Midway through the second session England were 129/1 with Tammy Beaumont (70) and Heather Knight (62) seemingly in control. Within seven overs both were gone and England's innings began to stumble. Beaumont chased a wide leg-spinner from Wellington and edged it to slip, and Knight was harshly given out lbw sweeping at Jonassen.

At 214/4 England were still not in too bad a shape. True they had lost Nat Sciver, also to a somewhat dubious lbw decision, but Sussex pair Georgia Elwiss (27) (in for Gunn) and Sarah Taylor (29), batting at 6, seemed to have the measure of the pitch even if they were not scoring quickly, but then they both got out to Ellyse Perry playing ugly shots. With Brunt wafting a wide one to backward square England closed on 235/7 and had handed the advantage to Australia, who will look to knock them over for less than 250. England will now be pleased if they can get to 300.

It is not a disaster by any stretch of the imagination, but this looks a good batting pitch, even if the outfield is a little slow. 350-400 would have been a decent first innings score.

The positive is that the Aussies have had to field all day and will have to come out again tomorrow afternoon for at least one more stint. If England can take them beyond the first break that will be 8+ hours in the field, which is very sapping, particularly when you are not used to it. England will then need early wickets to get the Aussies on the back foot. If they can get them 20/2 chasing 315, then that will look a tall order.

As for the Aussies they generally bowled decent lines, but Ellyse Perry looked extremely tired as she bowled her last over. She was still good enough to react to Taylor's uppish straight drive and get an arm out to parry it up, so that she could catch it.
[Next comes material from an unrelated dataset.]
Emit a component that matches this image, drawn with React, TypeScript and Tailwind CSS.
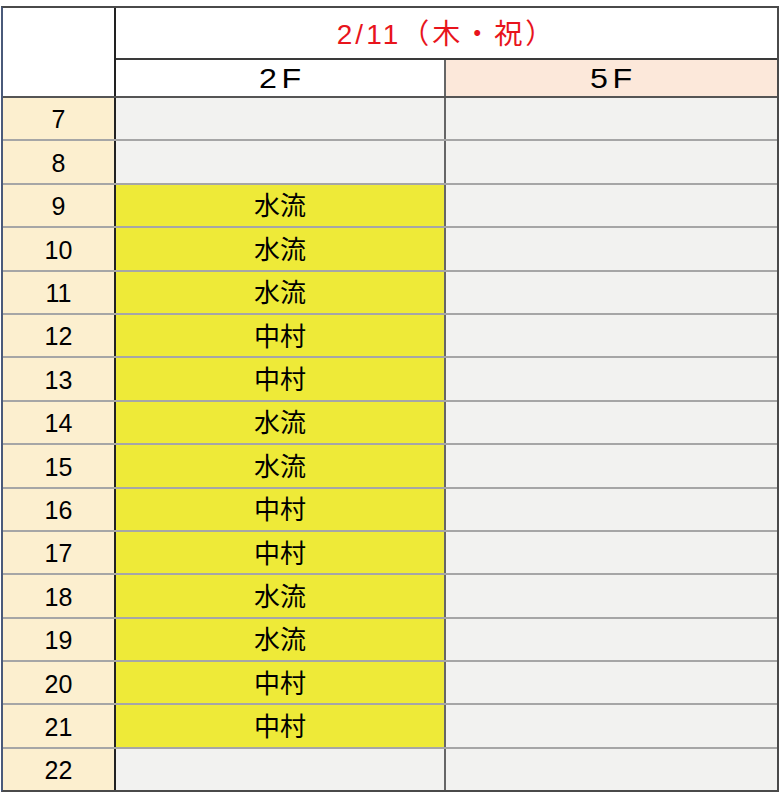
const rows: [number, string][] = [
  [7, ''], [8, ''], [9, '水流'], [10, '水流'], [11, '水流'], [12, '中村'], [13, '中村'],
  [14, '水流'], [15, '水流'], [16, '中村'], [17, '中村'], [18, '水流'], [19, '水流'],
  [20, '中村'], [21, '中村'], [22, ''],
]

const font = { fontFamily: '"Liberation Sans", "Noto Sans CJK JP", sans-serif' }

export default function App() {
  return (
    <div className="w-[780px] h-[800px] bg-white pt-[6px] pl-[1px]" style={font}>
      <div className="w-[778px] border-2 border-[#4a4a4a] border-l-[#4a5a7a] flex flex-col">
        <div className="flex">
          <div className="w-[113px] h-[88px] bg-white border-r-2 border-[#222] shrink-0" />
          <div className="flex-1 flex flex-col">
            <div className="h-[52px] flex items-center justify-center pt-[4px] text-[28px] text-[#e8141c] tracking-[3px] border-b-2 border-[#3a3a3a]">
              2/11（木・祝）
            </div>
            <div className="flex h-[36px]">
              <div className="w-[330px] flex items-center justify-center pt-[2px] text-[28px] tracking-[4px] pl-[4px] border-r-2 border-[#666] bg-white"><span className="inline-block scale-x-[1.15]">2F</span></div>
              <div className="flex-1 flex items-center justify-center pt-[2px] text-[28px] tracking-[4px] pl-[4px] bg-[#fce8da]"><span className="inline-block scale-x-[1.15]">5F</span></div>
            </div>
          </div>
        </div>
        {rows.map(([h, name], i) => (
          <div key={h} className={`flex h-[43.4px] border-t-2 ${i === 0 ? 'border-[#555]' : 'border-black/35'}`}>
            <div className="w-[113px] shrink-0 bg-[#fcefcf] border-r-2 border-[#222] flex items-center justify-center pt-[3px] text-[25px] text-black">{h}</div>
            <div className={`w-[330px] border-r-2 border-[#666] flex items-center justify-center pt-[3px] text-[26px] text-black ${name ? 'bg-[#eeea38]' : 'bg-[#f2f2f0]'}`}>{name}</div>
            <div className="flex-1 bg-[#f2f2f0]" />
          </div>
        ))}
      </div>
    </div>
  )
}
Just when she seemed to be at a really low ebb.

For all her talk Amanda Wellington has no variation ball that she bowls. If its in her armoury then she is keeping it there....but when for? Last over of the day surely you bowl the googly if you have it? She didn't.

Schutt, McGrath and Jonassen toiled away solidly, with the latter two picking up two wickets each. But England will feel that they got themselves out, rather than they were got out. If he were dead then Geoff Boycott would be spinning in his grave!

All in all a decent day of Test cricket and nicely set up for Day Two.

MD
09/XI/17

2 comments:

  1. This was a little disappointing for England. Won toss, batted first etc etc.
    I heard more than one England player talk about playing positive cricket in this Test. Not much sign of that yet.
    England’s highest scoring rate was Knight’s at 55.86. To score a century at that rate takes 179 balls, to score a century at a rate of 33.00 takes 300 balls. So England players are backing themselves to survive a number of balls which way exceeds anything they have to survive in any other match. Why do they think they are going to able to do that ? The laws of probability says you won’t. You’ll get a jaffa, a crap umpire’s decision or plain tiredness takes over. I’m not advocating slogging (or criticising seeing off the first 10 overs) but I believe England would get higher Test match scores by adopting a more positive approach (especially when one needs time to bowl the opposition out twice within 4 days).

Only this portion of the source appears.